Pick One: http://www-rohan.sdsu.edu/~stremler/sigs/sigs.html (Note - disable Javascript first!)
As the author of the original 386BSD 0.1 PatchKit software, I have to say that your "air traffic control" approach will not work.
The 386BSD 0.1 patchkit used a serialization of patch numbers, with central assignment. The reason for this was that the patch dependency management was done by manually applying patches posted to Usenet, and then diffing the modified version of the code against a version with the previous N-1 applied.
Effectively, it was a "human CVS repository" system.
Ir was necessary, because the latency in the Usenet system meant that you couldn't "lock down" a file or set of files for some major change: you had to do what you wanted to do against what you had, which was almost never "the most currnet concensual version" of the code, and then hope someone else didn't win the race to "the repository" (at the time, terry@cs.weber.edu's incoming email, and then, later, Rod Grimes', Nate Williams', and then Jordan Hubbard's... no one wanted it for very long).
This led to all sorts of problems; the major one was that the patch kit format was "reverse engineered" (not hard; the patch tools, except the creation software itself, were widely distributed), and a group started releasing patches in the "1000+" ID range, under the incorrect impression that the concern was over the patch namespace collision, not topological application problems. This eventually led to a big argument, and other people going off to play in their own sandbox.
You've probably heard of "NetBSD". A couple (not all, of course) were motivated by communit rejection of the 1000+ numbered patches, which, while they were not colliding in serial number space, seriously blew out topological dependency space for modified files.
In any case, that's exactly what you are doing with your code, when you plan on assigning patch numbers based on expectation of completion.
With the number of people you have, the comments about contested interfaces being agreed to beforehand, and the comments about you having no real problem here in the first place are probably accurate.
You can basically take a couple of approaches.
The first is: don't accumulate patches, just check the code in. This respolves the problem of stale patches by not permitting them to become stale in the first place.
The second is: "cvs tag" before any major commits, so that there is a baseline from which to work to resolve conflicts.
Really, you should not be accumulating large patch sets, with as few people as are involved.

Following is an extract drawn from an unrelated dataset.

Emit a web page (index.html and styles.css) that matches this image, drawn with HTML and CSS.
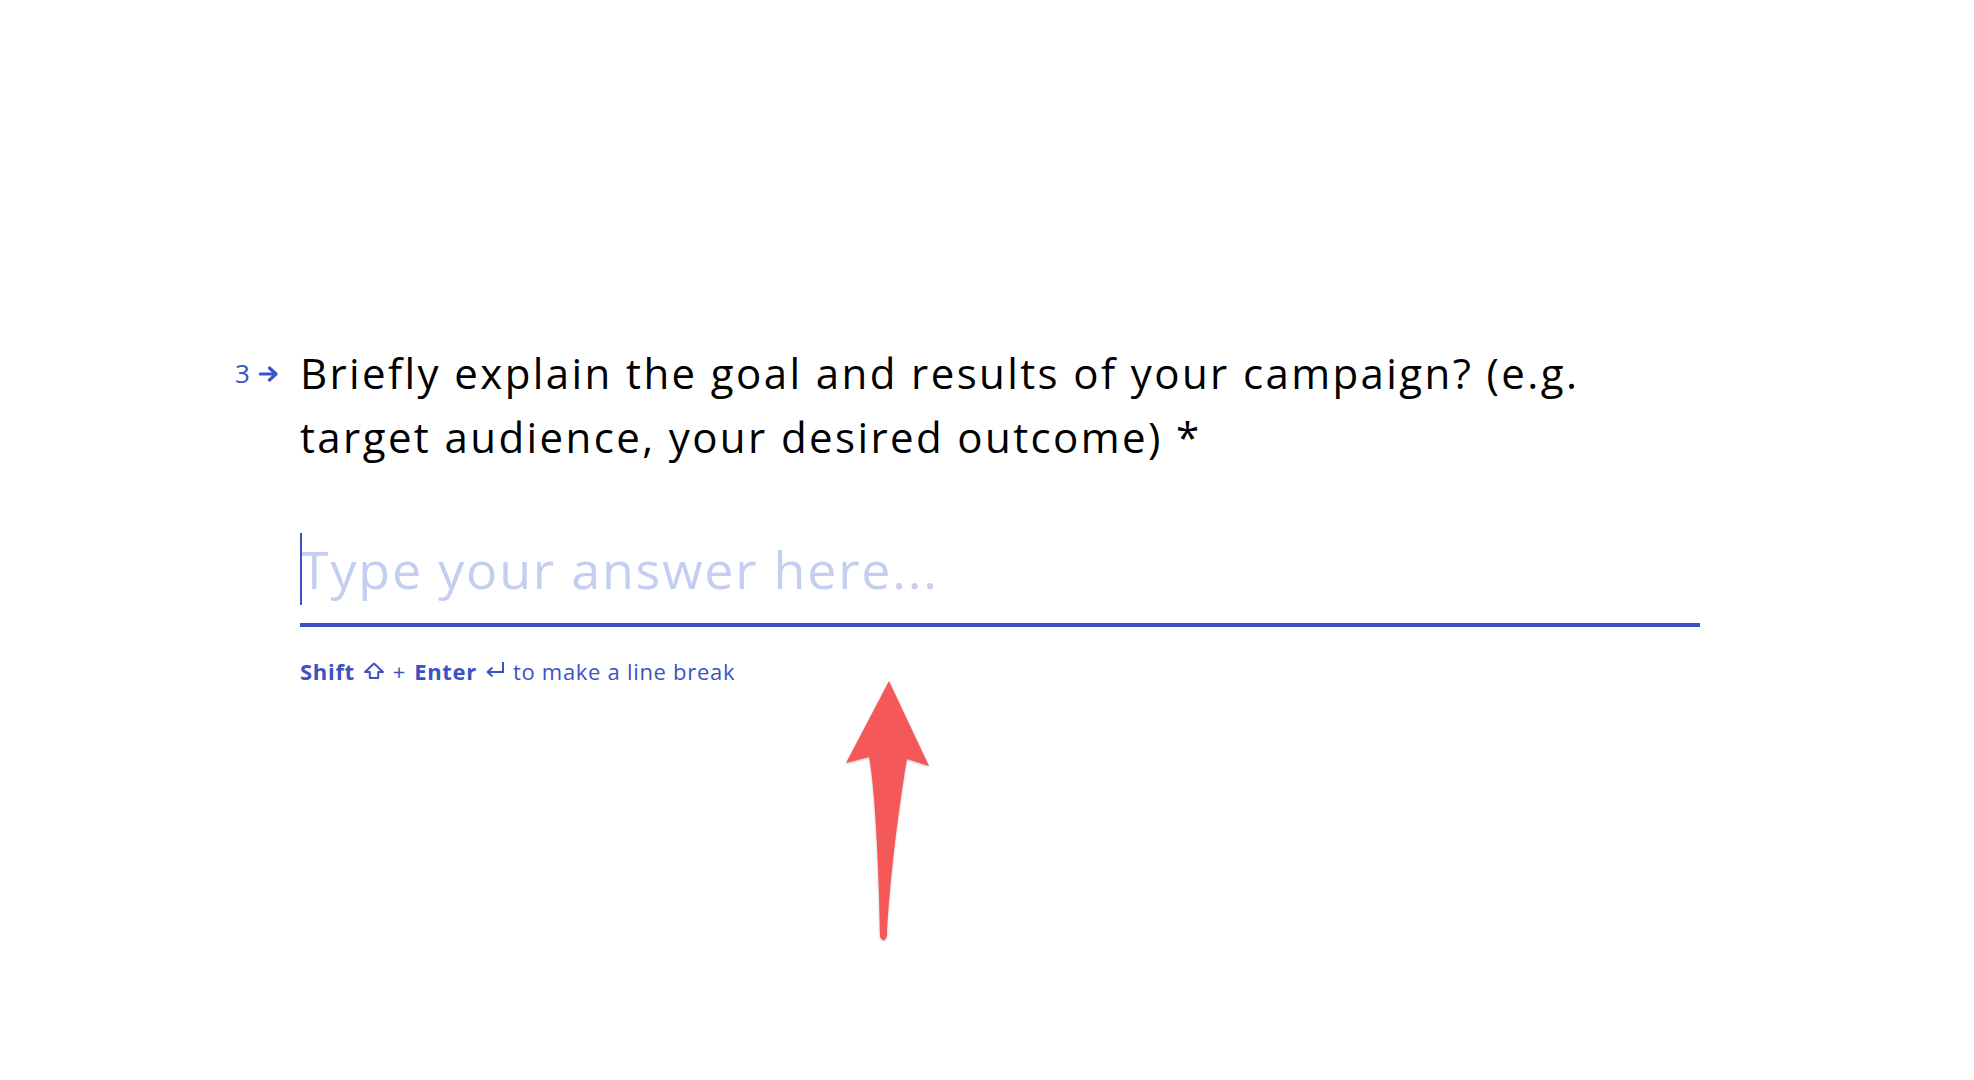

If you have a huge offline latency from a developer or group of developers (e.g. you send a CDROM to Antarctia, and two months later the send back a CDROM with their patches on it), or if you have a huge number of developers, you should reconsider your chioce of tools.
The 386BSD patchkit serialization of patch sequence numbers through a couple of human beings was a serious mistake. It had the emergent property of having a tiered set of priviledge. I'm convinced that this is what resulted in the current "core team/committer/less-than-dirt" striation in the BSD camps today.
I mention this, because CVS has a similar, though somewhat less profound, emergent property of "The One True HEAD Branch". By its nature, it encourages a single direction for all experimentation and all forward looking thought, denying nourishment to any contradictory lines of inquiry, by chopping off the roots. CVS is, in a nutshell, anti-research. It prevents people from going off 90 degrees from where everyone else is headed, and discovering new territory.
Perhaps you've heard of OpenBSD. It emerged because there was "One True HEAD Branch" in NetBSD (an early adopter of CVS, in Open Source-land), and several people felt strongly enough that the focus of the project should be secure systems research, that the resulting code directions were incompatible.
Tools issues are at the base of nearly any strong divide you can name in an Open Source community.
Linux currently has issue, where Linus is investigating the use of Larry McVoy's BitKeeper (Larry was smart, in that early on, he recognized the emergent properties tools choices force onto projects, and tried to design around the problem). It turns out that a single human CVS repository doesn't scale infinitely.
FreeBSD is in the throes of a "To use Perforce or not to use Perforce" decision. Perforce supports seperate lines of concurrent developement.
It fosters, as my former boss' boss, Ray Noorda, used to say, "coopetition": help each other make the best implementation according to their design, and then may the best design win.
Perforce lets this happen, but it also tends to balkanize developement, if not everyone is using the tool. There are complaints in FreeBSD that significant work is taking place in Perforce branches that aren't visible to normal CVS users. The Perforce users complain back that there would be no need for Perforce, if the develeopement were permitted in the main CVS tree -- along with the breakage that would entail. Both arguments have merit. Right now, there is a truce... more of an agreement to disagree, and not force the issue today, but a promise that the battle will be fought to the death at some later date.
For your project, a tool which supports multiple concurrent "One True HEAD Branches" seems like it fitys the bill (though as I wrote that, I still asked myself why, with so few people, it was an issue for you in the first place).
Whether the tool you pick is Perforce, Bitkeeper, or some other tool that can support that developement model is irrelevent.
What is relevent is that you understand that our tools shape the way we think about solving problems, and if you have already arrived at an approach that doesn't -- or *can't* -- fit into the shape dictated by CVS, then it's probably time to look at another tool.
Not matter what you do, I can guarantee you that layering another, less adequate, tool on top of an already inadequate tool, will not fix your problem.
I can also guarantee you that if you can't change your model to fit an existing tool, you're going to find yourself in the source code control tools business, instead of the business you intended to be in.
Probably, you should rethink whatever premise it is that's resulting in large, infrequently integrated patch sets. If it's just your release engineering department not wanting to do their work on a branch, well, that's tough. Branch tag for releases as a matter of policy, and move on. If on the other hand, it's something more profound, perhaps you need to rethink your assumptions in favor of what the tools can do, vs. what you would like them to be able to do.
Alternately, welcome to the source code control tool business.